### Task objective
Your answer should be one number: the count of lines in these entries that hold the word "this".

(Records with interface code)

* begin *

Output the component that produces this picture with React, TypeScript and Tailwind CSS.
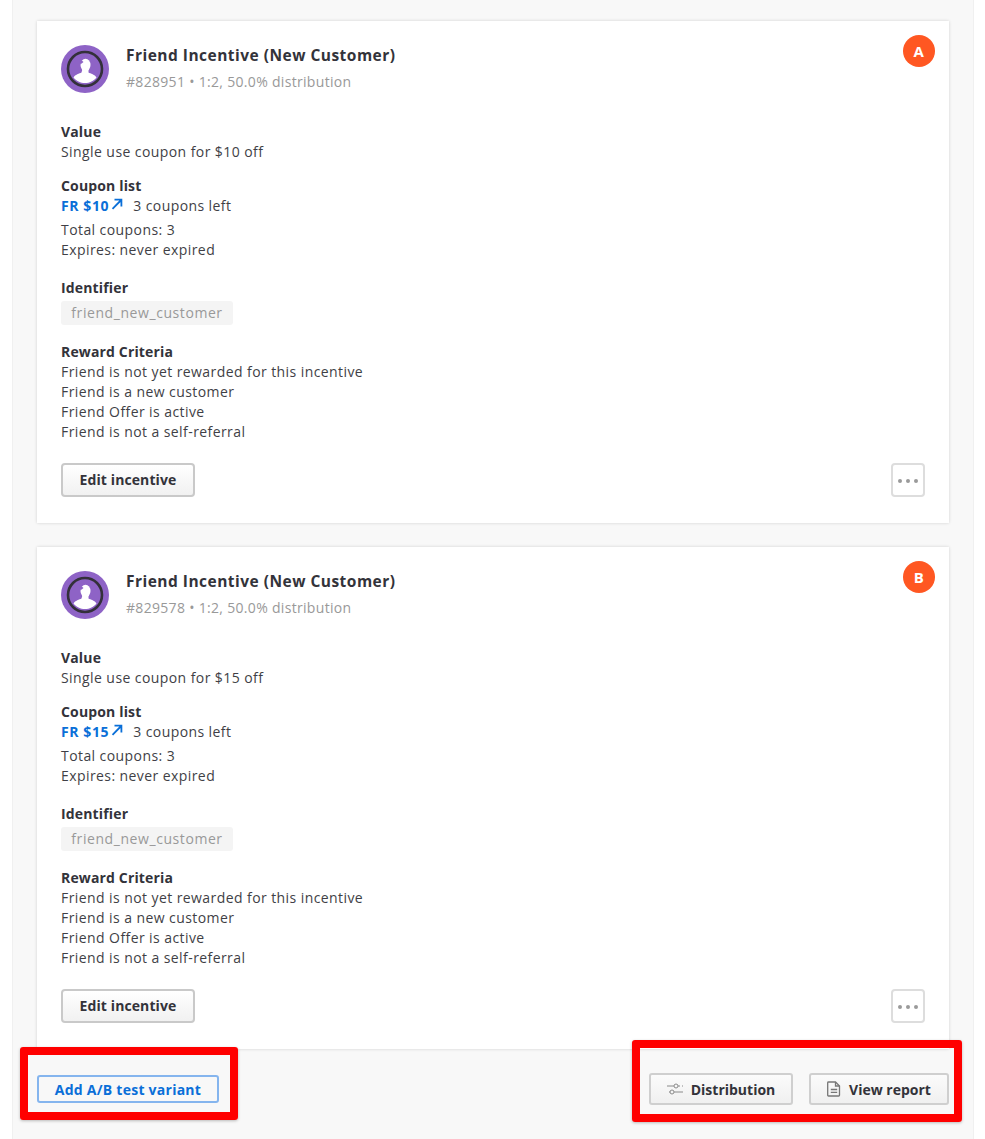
import React from "react";

const font = { fontFamily: '"Open Sans", "Liberation Sans", sans-serif' };

function Avatar() {
  return (
    <svg width="48" height="48" viewBox="0 0 48 48" className="shrink-0">
      <circle cx="24" cy="24" r="24" fill="#8e63c6" />
      <circle cx="24" cy="24" r="17" fill="none" stroke="#33303a" strokeWidth="2.6" />
      <ellipse cx="24.500" cy="20" rx="5" ry="6.300" fill="#fff" />
      <path d="M21.500 24h6v3.500c2 1.200 6.500 2 8 5-2.600 3.500-7 5.600-11.500 5.600s-8.900-2.100-11.500-5.600c1.500-3 6-3.800 8-5z" fill="#fff" />
      <path d="M18.500 13.500l4 3.500-3.200 2.500z" fill="#8e63c6" />
    </svg>
  );
}

function ExternalArrow() {
  return (
    <svg width="12" height="12" viewBox="0 0 12 12" fill="none" stroke="#0a6fd8" strokeWidth="1.8" className="ml-[2px] mt-[-2px]">
      <path d="M1.500 10.800 L10.200 2 M3.500 1.700 H10.400 V8.600" />
    </svg>
  );
}

function Heading({ children }: { children: React.ReactNode }) {
  return <div className="h-5 font-bold text-[#33333a] leading-5 tracking-[0.15px]">{children}</div>;
}

function Line({ children }: { children: React.ReactNode }) {
  return <div className="h-5 leading-5">{children}</div>;
}

function Card({ letter, id, amount, coupon }: { letter: string; id: string; amount: string; coupon: string }) {
  return (
    <div className="relative h-[502px] bg-white px-6 pt-6 shadow-[0_0_3px_rgba(0,0,0,0.16)] text-[14px] text-[#3f3f46] tracking-[0.42px]">
      <div className="absolute right-[14px] top-[14px] flex h-8 w-8 items-center justify-center rounded-full bg-[#ff5722] text-[15px] font-bold text-white">
        {letter}
      </div>
      <div className="flex h-12 items-start gap-[17px]">
        <Avatar />
        <div>
          <div className="mt-[-2px] h-[24px] text-[15.500px] font-bold leading-[24px] text-[#33333a] tracking-[0.48px]">
            Friend Incentive (New Customer)
          </div>
          <div className="mt-[5px] h-5 leading-5 text-[#999999] tracking-[0.31px]">#{id} • 1:2, 50.0% distribution</div>
        </div>
      </div>
      <div className="mt-[29px]">
        <Heading>Value</Heading>
        <Line>Single use coupon for ${amount} off</Line>
      </div>
      <div className="mt-[14px]">
        <Heading>Coupon list</Heading>
        <div className="mt-[-1px] flex h-5 items-center">
          <span className="font-bold text-[#0a6fd8] tracking-[0.6px]">{coupon}</span>
          <ExternalArrow />
          <span className="ml-[10px]">3 coupons left</span>
        </div>
        <div className="mt-[5px]">
          <Line>Total coupons: 3</Line>
          <Line>Expires: never expired</Line>
        </div>
      </div>
      <div className="mt-[18px]">
        <Heading>Identifier</Heading>
        <div className="mt-[3px] flex h-6 w-[172px] items-center justify-center rounded-[3px] bg-[#f4f4f4] pb-[2px] text-[#999999] tracking-[0.57px]">
          friend_new_customer
        </div>
      </div>
      <div className="mt-[17px]">
        <Heading>Reward Criteria</Heading>
        <Line>Friend is not yet rewarded for this incentive</Line>
        <Line>Friend is a new customer</Line>
        <Line>Friend Offer is active</Line>
        <Line>Friend is not a self-referral</Line>
      </div>
      <div className="mt-[21px] flex items-center justify-between">
        <button className="flex h-[34px] w-[134px] items-center justify-center rounded-[4px] border-2 border-[#c9c9c9] bg-gradient-to-b from-white to-[#f1f1f1] pb-[1px] font-bold text-[#33333a] tracking-[0.1px]">
          Edit incentive
        </button>
        <button className="flex h-[34px] w-[34px] items-center justify-center gap-[4px] rounded-[4px] border-2 border-[#dddddd] bg-white pt-[2px]">
          <span className="h-[4px] w-[4px] rounded-full bg-[#9a9a9a]" />
          <span className="h-[4px] w-[4px] rounded-full bg-[#9a9a9a]" />
          <span className="h-[4px] w-[4px] rounded-full bg-[#9a9a9a]" />
        </button>
      </div>
    </div>
  );
}

function SlidersIcon() {
  return (
    <svg width="16" height="14" viewBox="0 0 16 14" fill="none" stroke="#8a8a8a" strokeWidth="1">
      <path d="M0 4h7M11 4h2M15 4h1M2 10h1M7 10h9" />
      <circle cx="9" cy="4" r="2" />
      <circle cx="5" cy="10" r="2" />
    </svg>
  );
}

function DocIcon() {
  return (
    <svg width="14" height="16" viewBox="0 0 14 16" fill="none" stroke="#777777" strokeWidth="1.300">
      <path d="M1.500 1h7l4 4v9.200a.8.8 0 0 1-.8.8H1.500a.8.8 0 0 1-.8-.8V1.800a.8.8 0 0 1 .8-.8z" />
      <path d="M8.500 1v4h4M3.800 8.500h6.400M3.800 11.300h6.400" />
    </svg>
  );
}

export default function App() {
  return (
    <div className="relative h-[1139px] w-[985px] overflow-hidden bg-white" style={font}>
      <div className="ml-[12px] h-full w-[962px] border-x border-[#f0f0f0] bg-[#f8f8f8] pl-6 pr-6 pt-[21px]">
        <div className="flex flex-col gap-6">
          <Card letter="A" id="828951" amount="10" coupon="FR $10" />
          <Card letter="B" id="829578" amount="15" coupon="FR $15" />
        </div>
        <div className="mt-6 flex items-center justify-between text-[14px] font-bold">
          <button className="h-7 w-[182px] rounded-[3px] border-2 border-[#85b5ee] bg-[#f8f8f8] text-[#0a6fd8] tracking-[0.25px]">
            Add A/B test variant
          </button>
          <div className="flex gap-4 text-[#33333a]">
            <button className="flex h-8 w-[144px] items-center justify-center gap-2 rounded-[3px] border-2 border-[#cfcfcf] bg-gradient-to-b from-[#fbfbfb] to-[#f0f0f0]">
              <SlidersIcon />
              Distribution
            </button>
            <button className="flex h-8 w-[140px] items-center justify-center gap-2 rounded-[3px] border-2 border-[#cfcfcf] bg-gradient-to-b from-[#fbfbfb] to-[#f0f0f0]">
              <DocIcon />
              View report
            </button>
          </div>
        </div>
      </div>
      <div className="absolute left-[20px] top-[1047px] h-[73px] w-[218px] rounded-[3px] border-[8px] border-[#ff0000] shadow-[0_1px_3px_rgba(0,0,0,0.25)]" />
      <div className="absolute left-[632px] top-[1040px] h-[82px] w-[330px] rounded-[3px] border-[8px] border-[#ff0000] shadow-[0_1px_3px_rgba(0,0,0,0.25)]" />
    </div>
  );
}
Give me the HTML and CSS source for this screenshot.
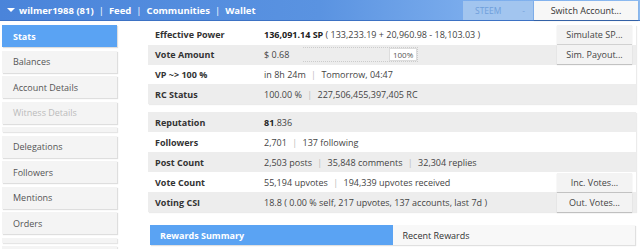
FILE: index.html
```html
<!DOCTYPE html>
<html>
<head>
<meta charset="utf-8">
<link rel="stylesheet" href="styles.css">
</head>
<body>
<header class="topbar">
  <nav class="nav">
    <span class="caret"></span>
    <a class="nav-link">wilmer1988 (81)</a><span class="sep">|</span>
    <a class="nav-link">Feed</a><span class="sep">|</span>
    <a class="nav-link">Communities</a><span class="sep">|</span>
    <a class="nav-link">Wallet</a>
  </nav>
  <div class="topright">
    <div class="select"><span>STEEM</span><span class="sel-arrow">-</span></div>
    <div class="switch">Switch Account...</div>
  </div>
</header>
<div class="layout">
  <aside class="sidebar">
    <div class="side-item active">Stats</div>
    <div class="side-item">Balances</div>
    <div class="side-item">Account Details</div>
    <div class="side-item disabled">Witness Details</div>
    <div class="side-sep"></div>
    <div class="side-item">Delegations</div>
    <div class="side-item">Followers</div>
    <div class="side-item">Mentions</div>
    <div class="side-item">Orders</div>
    <div class="side-sep"></div>
    <div class="side-item last"></div>
  </aside>
  <main class="main">
    <div class="table first">
      <div class="row">
        <div class="label">Effective Power</div>
        <div class="value"><b>136,091.14 SP</b> ( 133,233.19 + 20,960.98 - 18,103.03 )</div>
        <div class="btn">Simulate SP...</div>
      </div>
      <div class="row alt">
        <div class="label">Vote Amount</div>
        <div class="value vote">
          <span>$ 0.68</span>
          <div class="slider"><span class="slider-val">100%</span></div>
        </div>
        <div class="btn">Sim. Payout...</div>
      </div>
      <div class="row">
        <div class="label">VP ~&gt; 100 %</div>
        <div class="value">in 8h 24m <span class="pipe">|</span> Tomorrow, 04:47</div>
      </div>
      <div class="row alt">
        <div class="label">RC Status</div>
        <div class="value">100.00 % <span class="pipe">|</span> 227,506,455,397,405 RC</div>
      </div>
    </div>
    <div class="table second">
      <div class="row alt">
        <div class="label">Reputation</div>
        <div class="value"><b>81</b>.836</div>
      </div>
      <div class="row">
        <div class="label">Followers</div>
        <div class="value">2,701 <span class="pipe">|</span> 137 following</div>
      </div>
      <div class="row alt">
        <div class="label">Post Count</div>
        <div class="value">2,503 posts <span class="pipe">|</span> 35,848 comments <span class="pipe">|</span> 32,304 replies</div>
      </div>
      <div class="row">
        <div class="label">Vote Count</div>
        <div class="value">55,194 upvotes <span class="pipe">|</span> 194,339 upvotes received</div>
        <div class="btn">Inc. Votes...</div>
      </div>
      <div class="row alt">
        <div class="label">Voting CSI</div>
        <div class="value">18.8 ( 0.00 % self, 217 upvotes, 137 accounts, last 7d )</div>
        <div class="btn">Out. Votes...</div>
      </div>
    </div>
    <div class="tabs">
      <div class="tab active">Rewards Summary</div>
      <div class="tab">Recent Rewards</div>
    </div>
  </main>
</div>
</body>
</html>
```
FILE: styles.css
```css
* { box-sizing: border-box; }
html, body { margin: 0; padding: 0; }
body {
  width: 640px;
  height: 249px;
  overflow: hidden;
  background: #fff;
  font-family: "Open Sans", "DejaVu Sans", sans-serif;
  font-size: 9px;
  color: #333;
}
.topbar {
  height: 21px;
  display: flex;
  align-items: center;
  justify-content: space-between;
  background: linear-gradient(to right, #4a84da 0%, #5a93e1 50%, #79abec 72%, #8dbaf0 100%);
  border-bottom: 1px solid #3d72c4;
}
.nav {
  display: flex;
  align-items: center;
  color: #fff;
  font-weight: 700;
  font-size: 9.5px;
  padding-left: 7px;
}
.caret {
  width: 0; height: 0;
  border-left: 4px solid transparent;
  border-right: 4px solid transparent;
  border-top: 4px solid #fff;
  margin-right: 4px;
}
.nav-link { color: #fff; }
.sep { margin: 0 5px; font-weight: 400; }
.topright { display: flex; align-items: stretch; height: 19px; margin-right: 2px; }
.select {
  width: 70px;
  background: #a2c5ef;
  color: #6f9fdb;
  display: flex;
  align-items: center;
  justify-content: space-between;
  padding: 0 8px 0 12px;
  font-size: 8.5px;
}
.sel-arrow { color: #7aa6dc; }
.switch {
  width: 104px;
  margin-left: 1px;
  background: #f7f7f7;
  color: #333;
  display: flex;
  align-items: center;
  justify-content: center;
  font-size: 9px;
  box-shadow: 0 1px 1px rgba(0,0,0,.15);
}
.layout { display: flex; padding-top: 4px; height: 228px; overflow: hidden; }
.sidebar {
  width: 148px;
  padding-left: 2px;
  display: flex;
  flex-direction: column;
  gap: 3.5px;
}
.side-item {
  width: 115px;
  height: 22px;
  flex: none;
  background: #f4f4f4;
  box-shadow: 1px 1px 1px rgba(0,0,0,.13);
  display: flex;
  align-items: center;
  padding-left: 11px;
  color: #555;
  font-size: 9px;
}
.side-item.last { height: 4px; }
.side-item.active { background: #5aa3f3; color: #fff; font-weight: 700; }
.side-item.disabled { color: #bbb; }
.side-sep {
  width: 115px;
  height: 5px;
  flex: none;
  background: #f4f4f4;
  box-shadow: 1px 1px 1px rgba(0,0,0,.1);
}
.main { width: 488px; }
.table { box-shadow: 1px 1px 1px rgba(0,0,0,.08); }
.table.first .row { height: 19.75px; }
.table.second { margin-top: 8px; }
.row {
  height: 20px;
  display: flex;
  align-items: center;
  background: #fff;
}
.row.alt { background: #ededed; }
.label { width: 116px; padding-left: 7px; font-weight: 700; color: #333; }
.value { flex: 1; color: #444; white-space: nowrap; }
.value b { color: #222; }
.pipe { color: #bbb; margin: 0 3px; }
.vote { display: flex; align-items: center; }
.slider {
  margin-left: 14px;
  width: 115px;
  height: 15px;
  border: 1px dotted #ccc;
  border-left: none;
  display: flex;
  justify-content: flex-end;
  align-items: center;
}
.slider-val {
  background: #fff;
  border: 1px solid #ddd;
  padding: 1px 3px;
  font-size: 8px;
  color: #555;
  height: 13px;
  line-height: 10px;
}
.btn {
  width: 75px;
  height: 19px;
  margin-right: 4px;
  background: #f3f3f3;
  box-shadow: 0 1px 1px rgba(0,0,0,.18);
  display: flex;
  align-items: center;
  justify-content: center;
  color: #444;
}
.tabs {
  margin-top: 13px;
  margin-left: 2px;
  width: 485px;
  height: 20px;
  display: flex;
  box-shadow: 1px 1px 1px rgba(0,0,0,.12);
}
.tab {
  flex: 1;
  display: flex;
  align-items: center;
  padding-left: 10px;
  background: #f8f8f8;
  color: #333;
}
.tab.active { background: #5aa3f3; color: #fff; font-weight: 700; }
```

* end *

### Full response
3